Savage’s manager, Justin “Meezy” Williams, had just attended the press conference along with one of Savage’s children and other members of the rapper’s team, before news of Savage’s release was announced. While there, Williams met with AUC Shut It Down organizer Clarissa Brooks about next steps in protesting the rapper’s detainment. Those plans included encouraging supporters to call the Atlanta Immigration Court’s office to demand a bail hearing in about a week. “It means a lot, especially to [21 Savage],” Williams told Billboard of the event and all the support the rapper received since being detained in Atlanta on Super Bowl Sunday.
“It’s deeper than him,” Williams said. “At the end of the day, there are millions of people in this situation that don’t have a support system.”
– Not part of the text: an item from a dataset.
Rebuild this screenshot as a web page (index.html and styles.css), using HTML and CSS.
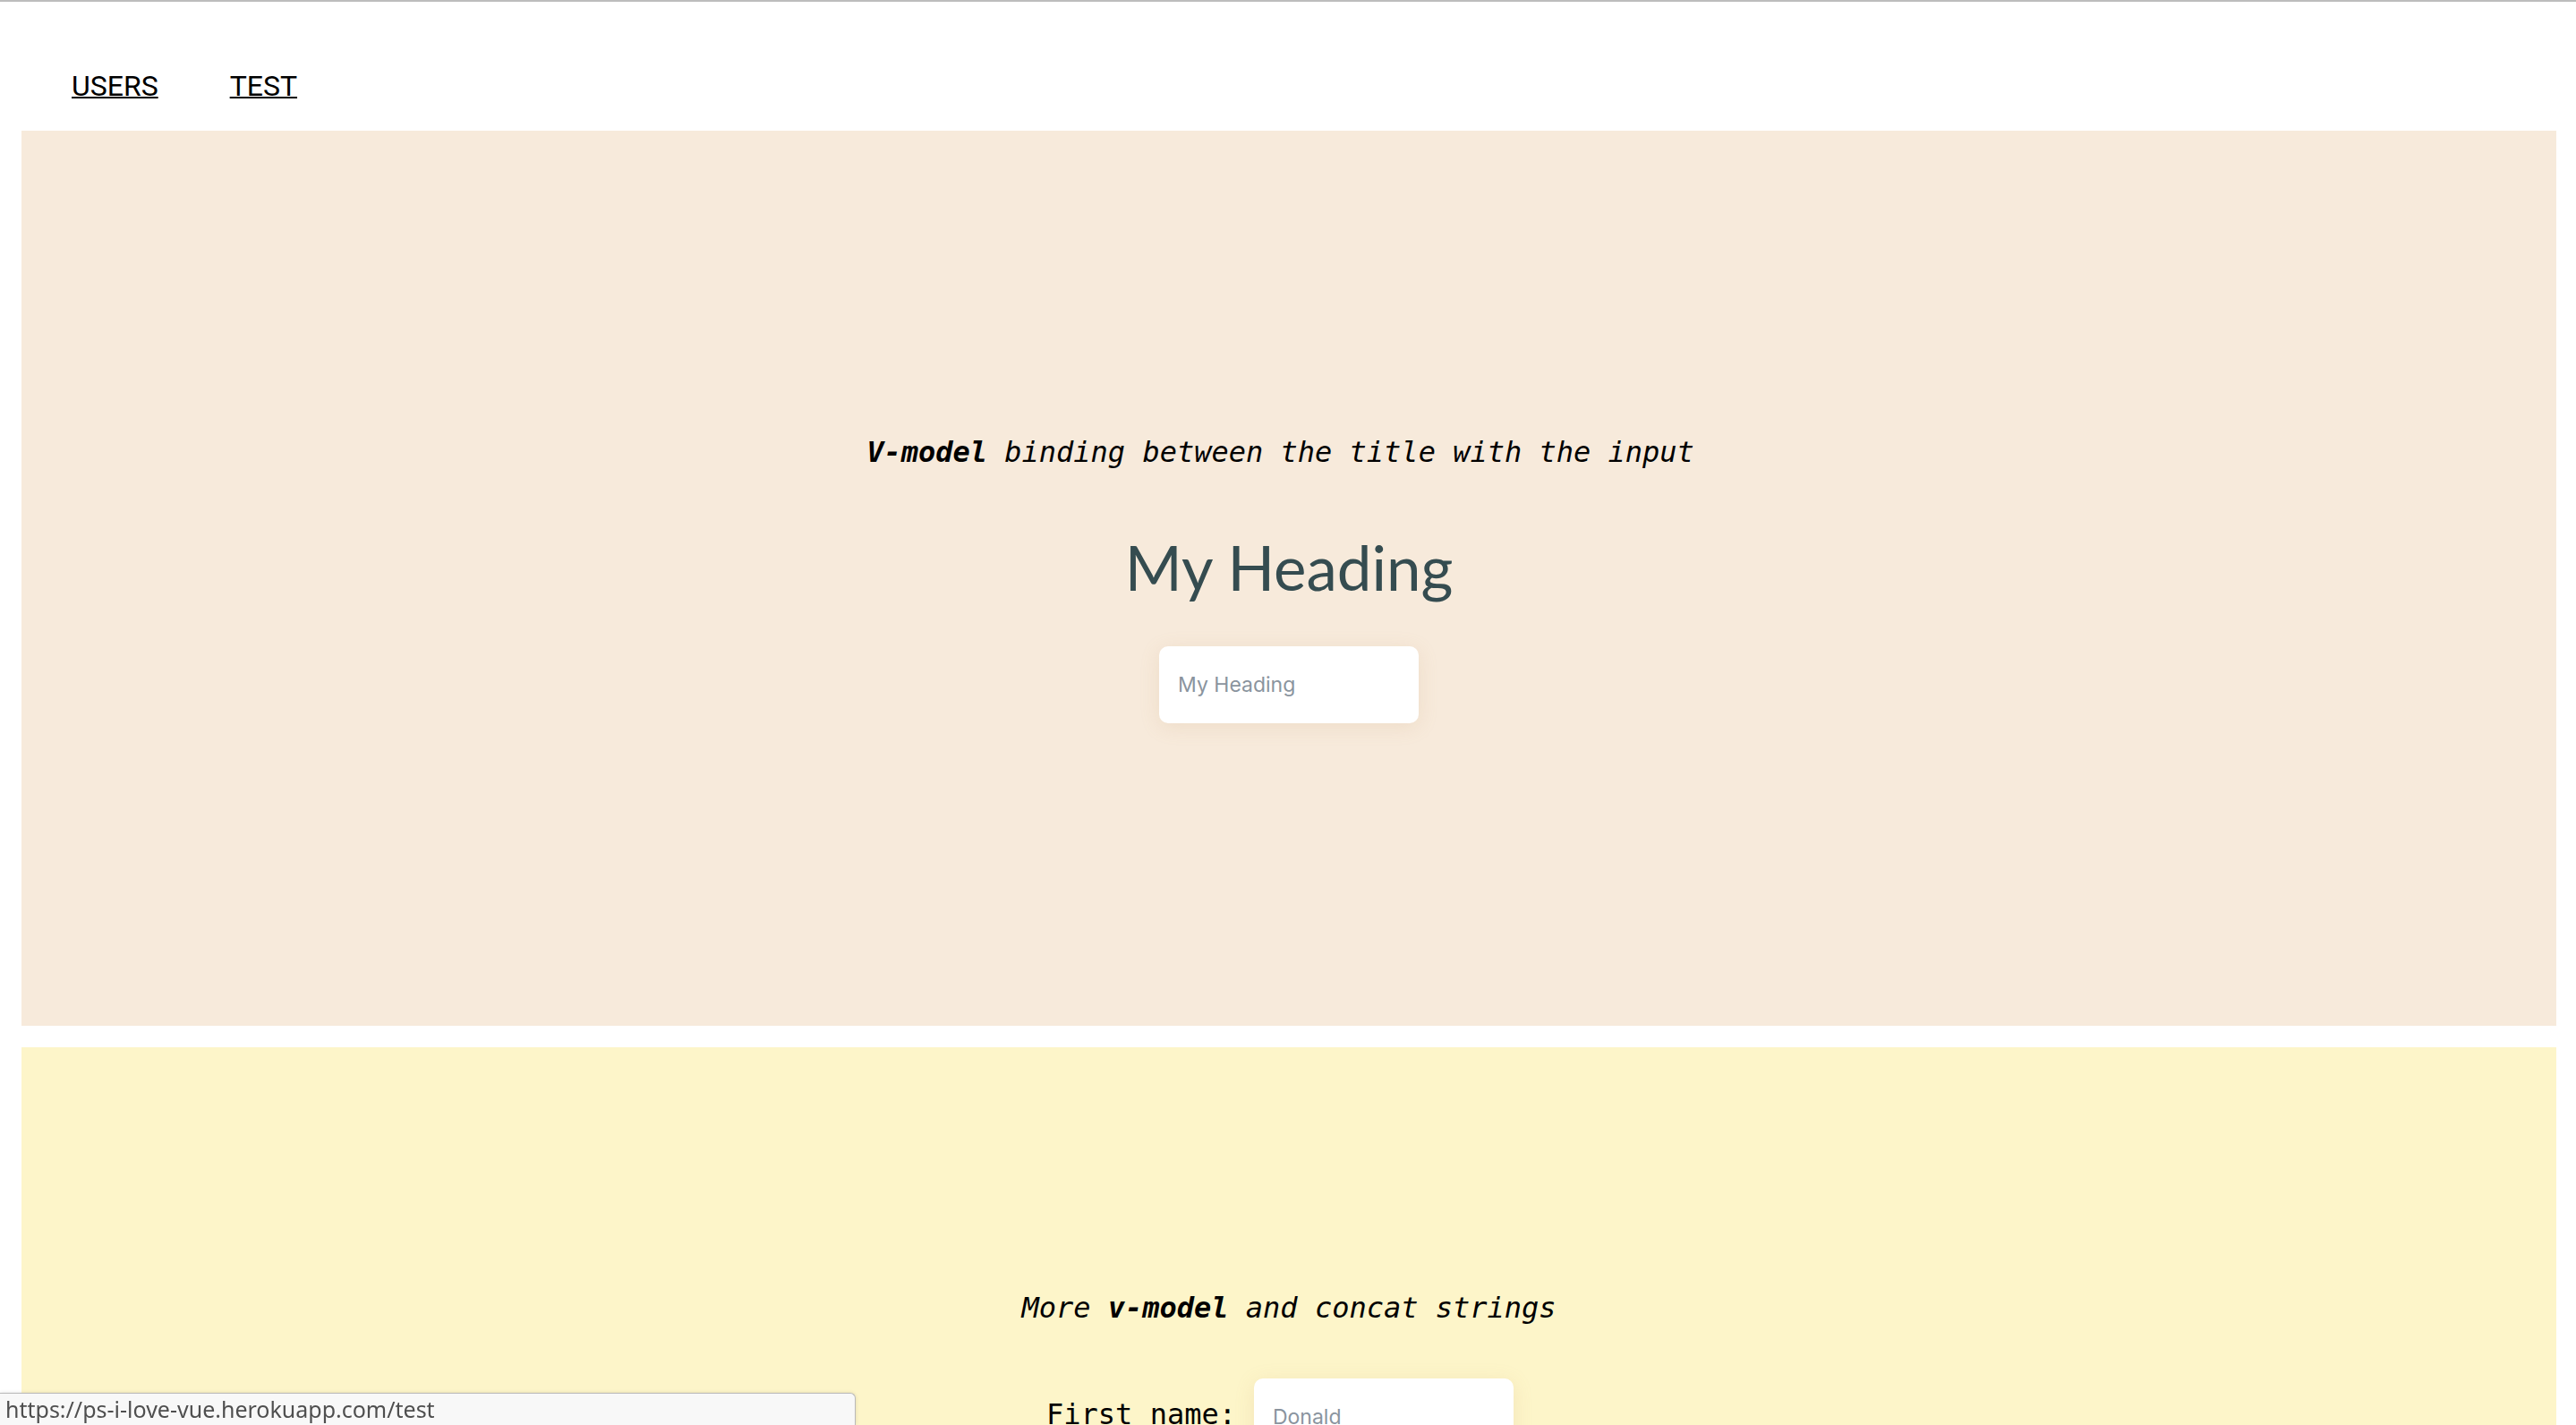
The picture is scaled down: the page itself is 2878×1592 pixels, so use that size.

This was also a sentiment echoed by organizers of the event, who said they hoped to use the rapper’s case to bring awareness to black immigration issues throughout the country.
“A lot of black immigrants across the country are facing this same problem [where they are] coming into contact with law enforcement and then immediately being detained and put into proceedings for deportation,” said Clarise McCants, campaign director for social justice organization Color of Change. “There are so many millions of black immigrants out there who don’t have the same kinds of resources, celebrity and publicity to fight their cases. We’re out here to free 21 Savage, but we’re also out here to free the millions of other black and undocumented folks who under the reign of ICE’s terror.”
While at the event, Williams also cleared up any confusion about the Grammys and whether or not artists declined to show support to Savage during the awards show. While only one person gave a verbal shout out to the rapper during the broadcast, Williams said the artists who were contacted to perform in Savage’s place were actually on board with the idea.
“The artists we reached out to were ready,” he said. “At the end of the day, the Grammys is a big show. You can’t just throw things together the way you wanted it to be thrown together.”
“It’s nobody’s fault,” he added.
Following Savage’s release, organizer Clarissa Brooks declined to make an additional comment but Tweeted that the rapper’s immigration issues are far from over.
“This not the end for 21 and his family,” she said. “We have to keep fighting for him and immigrants across the country. It’s still #fuckice till the end.”